Poi sono passata alla visione di Lost in translation. Qui c'è subito da dire una cosa: la sceneggiatura è da 10/10, l'Oscar è stato tutto meritato. E' una storia così ben costruita, così fuori dall'ordinario che difficilmente non ci cattura. E' un viaggio bellissimo in compagnia di due vite apparentemente opposte che, accomunate dal contesto e (perchè no) dal destino di ritrovarsi nello stesso luogo e nello stesso momento, scoprono di essere legate nel profondo e di capirsi senza neanche parlarsi. E' un film costruito sugli sguardi. Sulle attese. Sulla frustrazione di rendersi conto di vivere una vita che non è quella che si vuole veramente. E' la storia di un'amicizia, di una passione innocente che non si vuole consumare, di due persone che sono come due pezzi combacianti di un puzzle. Il tutto immerso in un Giappone che rimane in secondo piano, perchè (come dice Scarlett Johannson in una battuta) non emoziona come dovrebbe. E questo solo perchè tutte le emozioni, tutti i sentimenti di bellezza e stupore che la protagonista dovrebbe provare nei confronti dei luoghi visitati, sono indirizzati verso quella persona che nel finale la bacerà e le sussurrerà all'orecchio la cosa che la farà sorridere in modo così sincero.

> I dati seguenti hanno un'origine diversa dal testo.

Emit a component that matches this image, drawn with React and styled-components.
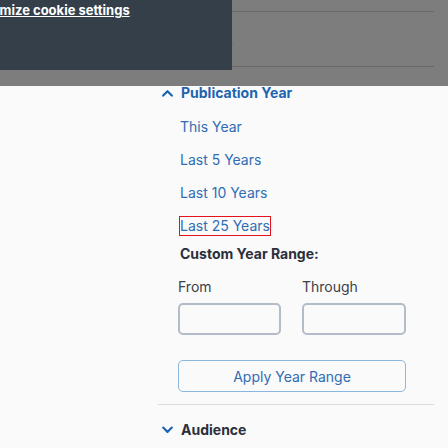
import React from "react";
import styled, { createGlobalStyle } from "styled-components";

const Global = createGlobalStyle`
  html, body { margin: 0; padding: 0; background: #fafafa; }
  body { font-family: Inter, "Noto Sans", Arial, sans-serif; font-size: 14px; color: #2b2f3a; }
  * { box-sizing: border-box; }
`;

const Page = styled.div`
  position: relative;
  width: 448px;
  height: 448px;
  overflow: hidden;
  padding-top: 11px;
`;

const Sidebar = styled.aside`
  margin-left: 158px;
  width: 276px;
  display: flex;
  flex-direction: column;
`;

const TopSection = styled.div`
  height: 56px;
  border-top: 1px solid #d2d2d2;
  border-bottom: 1px solid #d2d2d2;
  display: flex;
  align-items: center;
  padding-left: 22px;
  color: #2b2f3a;
`;

const Section = styled.section`
  display: flex;
  flex-direction: column;
  padding-top: ${(p) => p.$top || 0}px;
  border-top: ${(p) => (p.$divider ? "1px solid #dcdcdc" : "none")};
`;

const Toggle = styled.div`
  display: flex;
  align-items: center;
  gap: 8px;
  padding-left: 4px;
  height: 18px;
  line-height: 18px;
  font-weight: 700;
  font-size: 14px;
  color: ${(p) => p.$color};
`;

const Chevron = ({ up }) => (
  <svg width="11" height="8" viewBox="0 0 11 8" fill="none">
    <path
      d={up ? "M1.2 6.6 L5.5 2.2 L9.8 6.6" : "M1.2 1.6 L5.5 6 L9.8 1.6"}
      stroke="#1d64b0"
      strokeWidth="2.2"
      strokeLinecap="round"
      strokeLinejoin="round"
    />
  </svg>
);

const OptionList = styled.ul`
  list-style: none;
  margin: 16px 0 0;
  padding: 0 0 0 22px;
  display: flex;
  flex-direction: column;
  gap: 15px;
`;

const Option = styled.li`
  height: 18px;
  line-height: 18px;
`;

const OptionLink = styled.a`
  display: inline-block;
  line-height: 18px;
  color: #2f6db5;
  text-decoration: none;
  outline: ${(p) => (p.$focused ? "1px solid #e3121b" : "none")};
  outline-offset: 0;
`;

const SubHeading = styled.div`
  margin-top: 10px;
  padding-left: 22px;
  height: 18px;
  line-height: 18px;
  font-weight: 700;
  color: #2b2f3a;
`;

const FieldRow = styled.div`
  margin-top: 15px;
  padding-left: 20px;
  display: flex;
  gap: 21px;
`;

const Field = styled.label`
  display: flex;
  flex-direction: column;
  width: ${(p) => p.$w}px;
  color: #3a3f48;
  line-height: 18px;
  gap: 7px;
`;

const Input = styled.input`
  width: 100%;
  height: 32px;
  border: 2px solid #b3bcc8;
  border-radius: 5px;
  background: #fafafa;
  font: inherit;
  padding: 0 8px;
`;

const ApplyButton = styled.button`
  margin: 25px 0 0 20px;
  width: 228px;
  height: 32px;
  border: 1px solid #8ab7e2;
  border-radius: 5px;
  background: #fafafa;
  color: #2f6db5;
  font: inherit;
  font-size: 14px;
  cursor: pointer;
`;

const Spacer = styled.div`
  height: ${(p) => p.$h}px;
`;

const Overlay = styled.div`
  position: absolute;
  left: 0;
  top: 0;
  width: 100%;
  height: 86px;
  background: rgba(0, 0, 0, 0.5);
`;

const CookieBanner = styled.div`
  position: absolute;
  left: 0;
  top: 0;
  width: 232px;
  height: 70px;
  background: #343f4a;
  overflow: hidden;
  padding-top: 1px;
`;

const CookieLink = styled.a`
  display: block;
  margin-left: -38px;
  white-space: nowrap;
  color: #ffffff;
  font-weight: 700;
  font-size: 13px;
  line-height: 18px;
  text-decoration: underline;
`;

export default function App() {
  return (
    <>
      <Global />
      <Page>
        <Sidebar>
          <TopSection>Content</TopSection>
          <Section $top={17}>
            <Toggle $color="#1d64b0">
              <Chevron up />
              Publication Year
            </Toggle>
            <OptionList>
              <Option><OptionLink href="#">This Year</OptionLink></Option>
              <Option><OptionLink href="#">Last 5 Years</OptionLink></Option>
              <Option><OptionLink href="#">Last 10 Years</OptionLink></Option>
              <Option><OptionLink href="#" $focused>Last 25 Years</OptionLink></Option>
            </OptionList>
            <SubHeading>Custom Year Range:</SubHeading>
            <FieldRow>
              <Field $w={103}>
                From
                <Input type="text" />
              </Field>
              <Field $w={104}>
                Through
                <Input type="text" />
              </Field>
            </FieldRow>
            <ApplyButton>Apply Year Range</ApplyButton>
            <Spacer $h={12} />
          </Section>
          <Section $top={16} $divider>
            <Toggle $color="#2b2f3a">
              <Chevron />
              Audience
            </Toggle>
          </Section>
        </Sidebar>
        <Overlay />
        <CookieBanner>
          <CookieLink href="#">Customize cookie settings</CookieLink>
        </CookieBanner>
      </Page>
    </>
  );
}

Parto poi con la visione di Marie Antoinette. A dire il vero parto prevenuta, perchè Kirsten Dunst è un'attrice che, senza alcun valido motivo se non il fatto che abbia il testone e gli occhi perennemente mezzi chiusi, non mi prende mai quanto dovrebbe. L'incipit del film lo trovo geniale. Musiche degli Aphex Twin (credo), sfondo nero e nomi degli attori in fuxia. Quando vedo il nome di Asia Argento rimango un po' sconcertata, ma dopo aver visto quale parte le era stata assegnata mi dico "Ok, tutto nella norma". Dico la verità, i primi 15/20 minuti, mi sembravano un po' molto incomprensibili, soprattutto per la mia ignoranza storica. Poi mentre il film proseguiva mi sembrava tutto più chiaro. In effetti, l'aspetto storico passa in secondo piano. Quello che ci viene mostrato è il percorso psicologico di un'adolescente catapultata in un mondo fatto di eccessi e di routine che piano piano si abitua e diventa il prodotto del contesto in cui è stata forzatamente calata. E' il tracollo di una donna, che, in quanto tale, non si sentiva appagata dal noiosissimo marito. E' la tragica storia di una ragazza che non ha avuto il tempo di realizzare che lei era il burattino nel palcoscenico di Versailles. Detto questo, è quello che mi è piaciuto meno nella filmografia della Coppola, per questo gli darei un 7/10.


Ricapitolando tutto sto casino di parole buttate lì sui tre film di Sofia Coppola, dico che come regista mi piace. Moltissimo. E, considerando la sceneggiatura di Lost in translation, direi che è anche più che ottima come sceneggiatrice. Quindi scrivi, Sofia, scrivi.